Let’s just say for sake of argument though that in response to Mr. Carney’s comments, the FCA decided on a federated solution using the three-domain identity (3DID) model. It would look like this:
All of the standards and technologies needed to make this happen already exist except in one area. The banks already do the KYC in the Identification Domain, we have FIDO and biometrics and mandatory Secure Customer Authentication (SCA) in the Authentication Domain and the tools that we need in the Authorisation Domain.
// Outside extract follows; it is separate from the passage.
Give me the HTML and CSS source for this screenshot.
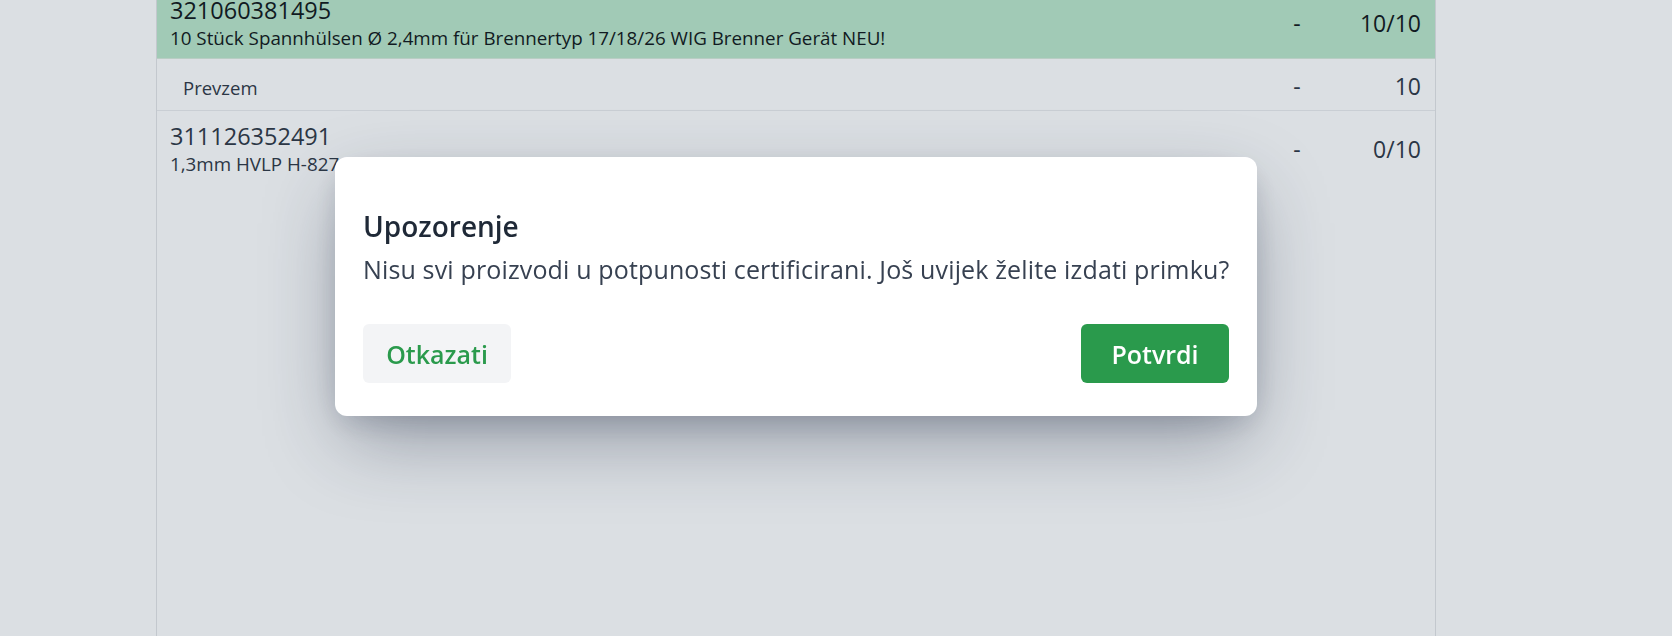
FILE: index.html
```html
<!DOCTYPE html>
<html lang="hr">
<head>
<meta charset="utf-8">
<title>Primka</title>
<link rel="stylesheet" href="styles.css">
</head>
<body>
<main class="panel">
  <div class="list">
    <div class="row row-done">
      <div class="item">
        <div class="code">321060381495</div>
        <div class="desc">10 Stück Spannhülsen Ø 2,4mm für Brennertyp 17/18/26 WIG Brenner Gerät NEU!</div>
      </div>
      <div class="dash">-</div>
      <div class="qty">10/10</div>
    </div>
    <div class="row row-sub">
      <div class="item sub-label">Prevzem</div>
      <div class="dash">-</div>
      <div class="qty">10</div>
    </div>
    <div class="row">
      <div class="item">
        <div class="code">311126352491</div>
        <div class="desc">1,3mm HVLP H-827 Lackierpistole Spritzpistole</div>
      </div>
      <div class="dash">-</div>
      <div class="qty">0/10</div>
    </div>
  </div>
</main>

<div class="overlay">
  <div class="modal" role="dialog" aria-labelledby="modal-title">
    <h2 class="modal-title" id="modal-title">Upozorenje</h2>
    <p class="modal-text">Nisu svi proizvodi u potpunosti certificirani. Još uvijek želite izdati primku?</p>
    <div class="modal-actions">
      <button class="btn btn-cancel" type="button">Otkazati</button>
      <button class="btn btn-confirm" type="button">Potvrdi</button>
    </div>
  </div>
</div>
</body>
</html>
```

FILE: styles.css
```css
* {
  box-sizing: border-box;
}

html, body {
  margin: 0;
  padding: 0;
  height: 100%;
  overflow: hidden;
}

body {
  background: #dbdfe3;
  font-family: "Open Sans", "Noto Sans", sans-serif;
  color: #1f2937;
}

.panel {
  margin-left: 156px;
  margin-top: -15px;
  width: 1280px;
  height: calc(100vh + 15px);
  border-left: 1px solid #c3c8ce;
  border-right: 1px solid #c3c8ce;
  background: #dbdfe3;
}

.list {
  display: flex;
  flex-direction: column;
}

.row {
  display: flex;
  align-items: center;
  padding: 10px 14px 7px 13px;
  border-bottom: 1px solid #c9ced4;
  color: #2b3645;
}

.row:last-child {
  border-bottom: none;
}

.row-done {
  background: #a1cab6;
  color: #111a22;
  border-bottom-color: #b9cdc4;
}

.row-sub {
  height: 52px;
  padding-top: 12px;
  padding-bottom: 0;
  align-items: baseline;
}

.item {
  flex: 1;
  min-width: 0;
}

.code {
  font-size: 23.5px;
  line-height: 30px;
}

.desc {
  font-size: 18.8px;
  line-height: 26px;
  white-space: nowrap;
}

.sub-label {
  font-size: 18.5px;
  line-height: 24px;
  padding-left: 13px;
}

.dash {
  width: 20px;
  text-align: center;
  font-size: 23px;
  line-height: 30px;
}

.qty {
  width: 114px;
  text-align: right;
  font-size: 23px;
  line-height: 30px;
}

.overlay {
  position: fixed;
  top: 0;
  left: 156px;
  width: 1280px;
  height: 100%;
  display: flex;
  justify-content: center;
  align-items: flex-start;
  padding-top: 157px;
}

.modal {
  width: 922px;
  height: 259px;
  background: #ffffff;
  border-radius: 12px;
  padding: 53px 28px 33px;
  box-shadow: 0 30px 80px -10px rgba(30, 41, 66, 0.4), 0 10px 30px -8px rgba(30, 41, 66, 0.22);
  display: flex;
  flex-direction: column;
}

.modal-title {
  margin: 0;
  font-size: 28px;
  line-height: 32px;
  font-weight: 600;
  color: #1f2937;
}

.modal-text {
  margin: 11px 0 0;
  font-size: 25px;
  line-height: 32px;
  letter-spacing: 0.15px;
  white-space: nowrap;
  color: #374151;
}

.modal-actions {
  margin-top: 39px;
  display: flex;
  justify-content: space-between;
}

.btn {
  width: 148px;
  height: 59px;
  border: none;
  border-radius: 6px;
  font-family: "Open Sans", "Noto Sans", sans-serif;
  font-size: 25px;
  font-weight: 600;
  padding: 0;
  cursor: pointer;
}

.btn-cancel {
  background: #f3f4f6;
  color: #2a9a4c;
}

.btn-confirm {
  background: #2a9a4c;
  color: #ffffff;
}
```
Let’s imagine that the digital identity is, basically, a key pair. In this case, the virtual identity is then a public key certificate that carries the attributes - the data about a person - that is necessary to enable transactions, as shown below. The attributes are digitally-signed by organisations that are trusted. This is where we need some standardisation to define attributes (eg, IS_A_PERSON, IS_OVER_18, HAS_OVERDRAFT_AGREEMENT or whatever). Were the Bank of England to make the banks get their act together and start doing something about this, maybe they could do what they did for Open Banking and set up an Financial Passport Implementation Entity (FPIE) to draw up the formats and standards for Persona that can be used by developers to start work right away.
Note that this special case, where the virtual identity is the same as the “real” identity is only one case. Barclays and others might well give me (or charge me for) other virtual identities, with the most obvious example being an “adult” identity that does not contain any personally-identifiable information for use in internet dating and so on.
In 2014, I wrote “what about a financial services passport?”. It is a testament to the power of my writing and my great influence in the financial services community that it has taken a mere five years for this idea to reach the governor and for him to put it forward as a way to "harmonise the various different systems of online identity checking”. Let’s hope that more people listen to him than listened to me.